───── Materials provided ─────

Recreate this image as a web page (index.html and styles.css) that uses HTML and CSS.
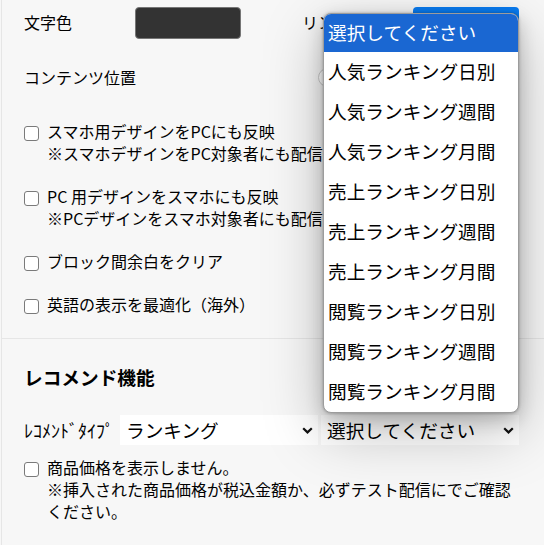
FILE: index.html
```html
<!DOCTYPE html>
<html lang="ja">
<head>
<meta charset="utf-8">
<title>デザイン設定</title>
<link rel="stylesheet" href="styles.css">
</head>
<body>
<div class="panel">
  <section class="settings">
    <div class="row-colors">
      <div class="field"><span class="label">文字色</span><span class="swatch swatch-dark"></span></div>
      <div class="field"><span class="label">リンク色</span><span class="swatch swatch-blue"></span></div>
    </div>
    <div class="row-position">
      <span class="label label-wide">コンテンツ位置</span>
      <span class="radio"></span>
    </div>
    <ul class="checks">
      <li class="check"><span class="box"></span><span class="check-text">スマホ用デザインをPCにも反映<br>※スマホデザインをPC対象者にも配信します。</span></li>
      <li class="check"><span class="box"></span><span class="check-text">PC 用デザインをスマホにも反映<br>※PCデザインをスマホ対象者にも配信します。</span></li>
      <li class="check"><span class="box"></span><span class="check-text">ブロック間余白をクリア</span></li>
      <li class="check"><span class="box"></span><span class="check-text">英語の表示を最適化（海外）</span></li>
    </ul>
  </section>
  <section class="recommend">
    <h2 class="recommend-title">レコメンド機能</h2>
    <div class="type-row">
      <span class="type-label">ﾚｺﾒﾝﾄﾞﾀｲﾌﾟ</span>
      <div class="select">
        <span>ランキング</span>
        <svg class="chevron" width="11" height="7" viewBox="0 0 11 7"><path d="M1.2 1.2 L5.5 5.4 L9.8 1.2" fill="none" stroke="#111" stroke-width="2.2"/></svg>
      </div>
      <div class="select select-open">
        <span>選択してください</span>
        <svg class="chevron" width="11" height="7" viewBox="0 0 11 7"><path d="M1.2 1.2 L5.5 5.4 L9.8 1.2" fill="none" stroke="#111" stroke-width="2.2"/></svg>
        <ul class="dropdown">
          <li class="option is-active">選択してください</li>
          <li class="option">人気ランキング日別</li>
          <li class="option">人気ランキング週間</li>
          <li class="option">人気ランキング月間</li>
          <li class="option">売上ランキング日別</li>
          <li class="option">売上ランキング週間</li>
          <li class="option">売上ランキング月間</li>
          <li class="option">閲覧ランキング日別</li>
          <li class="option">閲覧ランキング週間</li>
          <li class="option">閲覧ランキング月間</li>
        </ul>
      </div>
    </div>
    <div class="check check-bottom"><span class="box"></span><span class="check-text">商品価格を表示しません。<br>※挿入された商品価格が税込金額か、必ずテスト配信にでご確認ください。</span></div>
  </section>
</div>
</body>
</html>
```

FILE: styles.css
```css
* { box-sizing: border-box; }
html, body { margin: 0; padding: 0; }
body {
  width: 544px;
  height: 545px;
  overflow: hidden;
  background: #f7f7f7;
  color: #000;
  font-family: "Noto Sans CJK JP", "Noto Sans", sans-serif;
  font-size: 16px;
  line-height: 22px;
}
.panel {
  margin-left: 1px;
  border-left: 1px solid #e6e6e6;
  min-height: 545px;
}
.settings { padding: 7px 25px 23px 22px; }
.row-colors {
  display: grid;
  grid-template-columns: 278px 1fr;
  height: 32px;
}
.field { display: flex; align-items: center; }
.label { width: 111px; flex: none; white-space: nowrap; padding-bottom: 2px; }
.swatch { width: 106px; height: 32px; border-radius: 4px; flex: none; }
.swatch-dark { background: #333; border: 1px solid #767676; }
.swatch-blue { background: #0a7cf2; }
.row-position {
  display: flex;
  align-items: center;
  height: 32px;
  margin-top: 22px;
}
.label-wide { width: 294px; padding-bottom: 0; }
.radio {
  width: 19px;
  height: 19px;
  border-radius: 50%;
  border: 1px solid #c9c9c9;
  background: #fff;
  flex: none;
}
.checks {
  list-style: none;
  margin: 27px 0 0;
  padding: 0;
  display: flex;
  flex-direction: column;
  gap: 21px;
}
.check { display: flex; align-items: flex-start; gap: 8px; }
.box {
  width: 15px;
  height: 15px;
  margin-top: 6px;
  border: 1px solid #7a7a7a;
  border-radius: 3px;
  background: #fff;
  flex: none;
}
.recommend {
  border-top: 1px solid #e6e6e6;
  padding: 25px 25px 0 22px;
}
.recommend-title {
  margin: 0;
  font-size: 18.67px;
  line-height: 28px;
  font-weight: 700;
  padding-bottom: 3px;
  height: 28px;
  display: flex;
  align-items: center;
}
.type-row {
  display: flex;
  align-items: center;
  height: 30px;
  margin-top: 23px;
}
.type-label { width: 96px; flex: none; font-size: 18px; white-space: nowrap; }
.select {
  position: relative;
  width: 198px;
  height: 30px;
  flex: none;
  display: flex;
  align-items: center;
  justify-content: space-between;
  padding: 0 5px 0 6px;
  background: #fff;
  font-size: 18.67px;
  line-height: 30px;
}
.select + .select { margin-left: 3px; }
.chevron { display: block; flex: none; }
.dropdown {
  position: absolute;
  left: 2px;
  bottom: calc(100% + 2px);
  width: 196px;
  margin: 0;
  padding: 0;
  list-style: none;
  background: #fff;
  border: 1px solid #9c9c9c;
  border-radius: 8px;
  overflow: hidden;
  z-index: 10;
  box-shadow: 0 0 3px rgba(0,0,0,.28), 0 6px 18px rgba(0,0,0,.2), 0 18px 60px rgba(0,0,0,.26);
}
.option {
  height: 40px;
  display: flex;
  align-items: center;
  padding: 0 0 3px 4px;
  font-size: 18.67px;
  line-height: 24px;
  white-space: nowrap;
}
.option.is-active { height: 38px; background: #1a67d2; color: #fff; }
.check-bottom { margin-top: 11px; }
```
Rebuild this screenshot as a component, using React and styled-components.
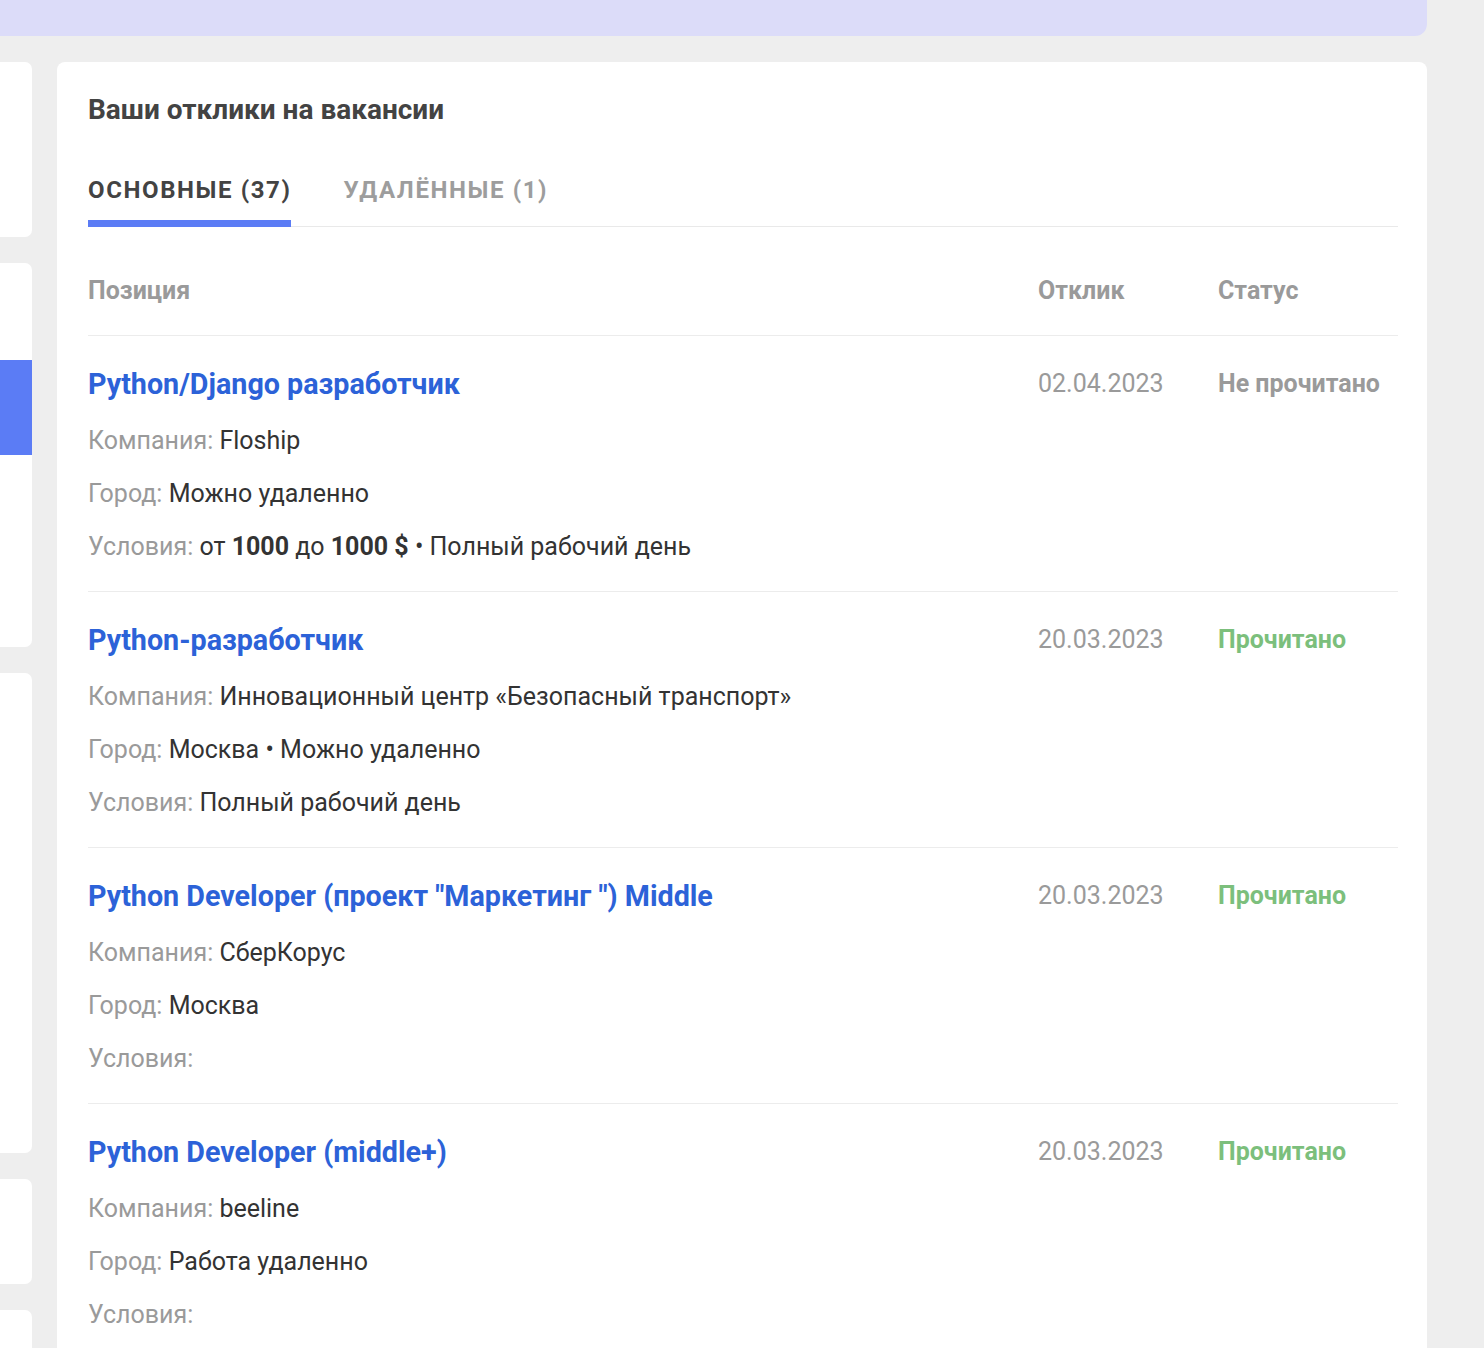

─────

Reproduce the full listing faithfully, but do not carry over any pictures.

--- Task output ---
Recreate this image as a web page (index.html and styles.css) that uses HTML and CSS.
FILE: index.html
```html
<!DOCTYPE html>
<html lang="ja">
<head>
<meta charset="utf-8">
<title>デザイン設定</title>
<link rel="stylesheet" href="styles.css">
</head>
<body>
<div class="panel">
  <section class="settings">
    <div class="row-colors">
      <div class="field"><span class="label">文字色</span><span class="swatch swatch-dark"></span></div>
      <div class="field"><span class="label">リンク色</span><span class="swatch swatch-blue"></span></div>
    </div>
    <div class="row-position">
      <span class="label label-wide">コンテンツ位置</span>
      <span class="radio"></span>
    </div>
    <ul class="checks">
      <li class="check"><span class="box"></span><span class="check-text">スマホ用デザインをPCにも反映<br>※スマホデザインをPC対象者にも配信します。</span></li>
      <li class="check"><span class="box"></span><span class="check-text">PC 用デザインをスマホにも反映<br>※PCデザインをスマホ対象者にも配信します。</span></li>
      <li class="check"><span class="box"></span><span class="check-text">ブロック間余白をクリア</span></li>
      <li class="check"><span class="box"></span><span class="check-text">英語の表示を最適化（海外）</span></li>
    </ul>
  </section>
  <section class="recommend">
    <h2 class="recommend-title">レコメンド機能</h2>
    <div class="type-row">
      <span class="type-label">ﾚｺﾒﾝﾄﾞﾀｲﾌﾟ</span>
      <div class="select">
        <span>ランキング</span>
        <svg class="chevron" width="11" height="7" viewBox="0 0 11 7"><path d="M1.2 1.2 L5.5 5.4 L9.8 1.2" fill="none" stroke="#111" stroke-width="2.2"/></svg>
      </div>
      <div class="select select-open">
        <span>選択してください</span>
        <svg class="chevron" width="11" height="7" viewBox="0 0 11 7"><path d="M1.2 1.2 L5.5 5.4 L9.8 1.2" fill="none" stroke="#111" stroke-width="2.2"/></svg>
        <ul class="dropdown">
          <li class="option is-active">選択してください</li>
          <li class="option">人気ランキング日別</li>
          <li class="option">人気ランキング週間</li>
          <li class="option">人気ランキング月間</li>
          <li class="option">売上ランキング日別</li>
          <li class="option">売上ランキング週間</li>
          <li class="option">売上ランキング月間</li>
          <li class="option">閲覧ランキング日別</li>
          <li class="option">閲覧ランキング週間</li>
          <li class="option">閲覧ランキング月間</li>
        </ul>
      </div>
    </div>
    <div class="check check-bottom"><span class="box"></span><span class="check-text">商品価格を表示しません。<br>※挿入された商品価格が税込金額か、必ずテスト配信にでご確認ください。</span></div>
  </section>
</div>
</body>
</html>
```

FILE: styles.css
```css
* { box-sizing: border-box; }
html, body { margin: 0; padding: 0; }
body {
  width: 544px;
  height: 545px;
  overflow: hidden;
  background: #f7f7f7;
  color: #000;
  font-family: "Noto Sans CJK JP", "Noto Sans", sans-serif;
  font-size: 16px;
  line-height: 22px;
}
.panel {
  margin-left: 1px;
  border-left: 1px solid #e6e6e6;
  min-height: 545px;
}
.settings { padding: 7px 25px 23px 22px; }
.row-colors {
  display: grid;
  grid-template-columns: 278px 1fr;
  height: 32px;
}
.field { display: flex; align-items: center; }
.label { width: 111px; flex: none; white-space: nowrap; padding-bottom: 2px; }
.swatch { width: 106px; height: 32px; border-radius: 4px; flex: none; }
.swatch-dark { background: #333; border: 1px solid #767676; }
.swatch-blue { background: #0a7cf2; }
.row-position {
  display: flex;
  align-items: center;
  height: 32px;
  margin-top: 22px;
}
.label-wide { width: 294px; padding-bottom: 0; }
.radio {
  width: 19px;
  height: 19px;
  border-radius: 50%;
  border: 1px solid #c9c9c9;
  background: #fff;
  flex: none;
}
.checks {
  list-style: none;
  margin: 27px 0 0;
  padding: 0;
  display: flex;
  flex-direction: column;
  gap: 21px;
}
.check { display: flex; align-items: flex-start; gap: 8px; }
.box {
  width: 15px;
  height: 15px;
  margin-top: 6px;
  border: 1px solid #7a7a7a;
  border-radius: 3px;
  background: #fff;
  flex: none;
}
.recommend {
  border-top: 1px solid #e6e6e6;
  padding: 25px 25px 0 22px;
}
.recommend-title {
  margin: 0;
  font-size: 18.67px;
  line-height: 28px;
  font-weight: 700;
  padding-bottom: 3px;
  height: 28px;
  display: flex;
  align-items: center;
}
.type-row {
  display: flex;
  align-items: center;
  height: 30px;
  margin-top: 23px;
}
.type-label { width: 96px; flex: none; font-size: 18px; white-space: nowrap; }
.select {
  position: relative;
  width: 198px;
  height: 30px;
  flex: none;
  display: flex;
  align-items: center;
  justify-content: space-between;
  padding: 0 5px 0 6px;
  background: #fff;
  font-size: 18.67px;
  line-height: 30px;
}
.select + .select { margin-left: 3px; }
.chevron { display: block; flex: none; }
.dropdown {
  position: absolute;
  left: 2px;
  bottom: calc(100% + 2px);
  width: 196px;
  margin: 0;
  padding: 0;
  list-style: none;
  background: #fff;
  border: 1px solid #9c9c9c;
  border-radius: 8px;
  overflow: hidden;
  z-index: 10;
  box-shadow: 0 0 3px rgba(0,0,0,.28), 0 6px 18px rgba(0,0,0,.2), 0 18px 60px rgba(0,0,0,.26);
}
.option {
  height: 40px;
  display: flex;
  align-items: center;
  padding: 0 0 3px 4px;
  font-size: 18.67px;
  line-height: 24px;
  white-space: nowrap;
}
.option.is-active { height: 38px; background: #1a67d2; color: #fff; }
.check-bottom { margin-top: 11px; }
```
Rebuild this screenshot as a component, using React and styled-components.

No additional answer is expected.